As a matter of course policy, lecture notes are not available online. You are welcome to stop by TMM's office to view them anytime.


Use of Web Resources

As described in the first day of class, use of web resources is not only permitted, but might even be encouraged. However, you MUST include URL links to all resources used as part of your inline code documentation. Remember just because it is the top web search result doesn't mean it is correct...

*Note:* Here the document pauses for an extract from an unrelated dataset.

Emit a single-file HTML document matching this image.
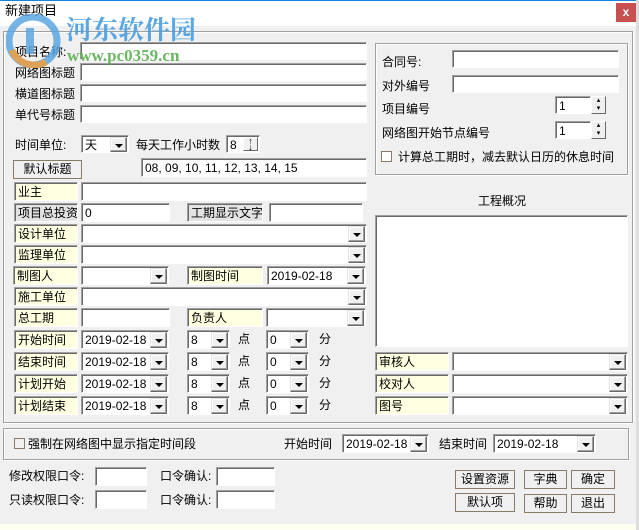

Use of "AI" Assistants/Generative "AI"

As described in the first day of class, use of such assistive technologies is not only permitted, but might even be encouraged. However, you MUST include all verbatim QUERIES and OUTPUTS from the use of such tools along with your transmutation of the outputs to functional and understandable solutions. You might find this paper of interest: ChatGPT is bullshit


Audit Policy

Graduate students are allowed to audit the course. It is required that you attend most of the lectures, and strongly recommended that you look at and complete the homework assignments.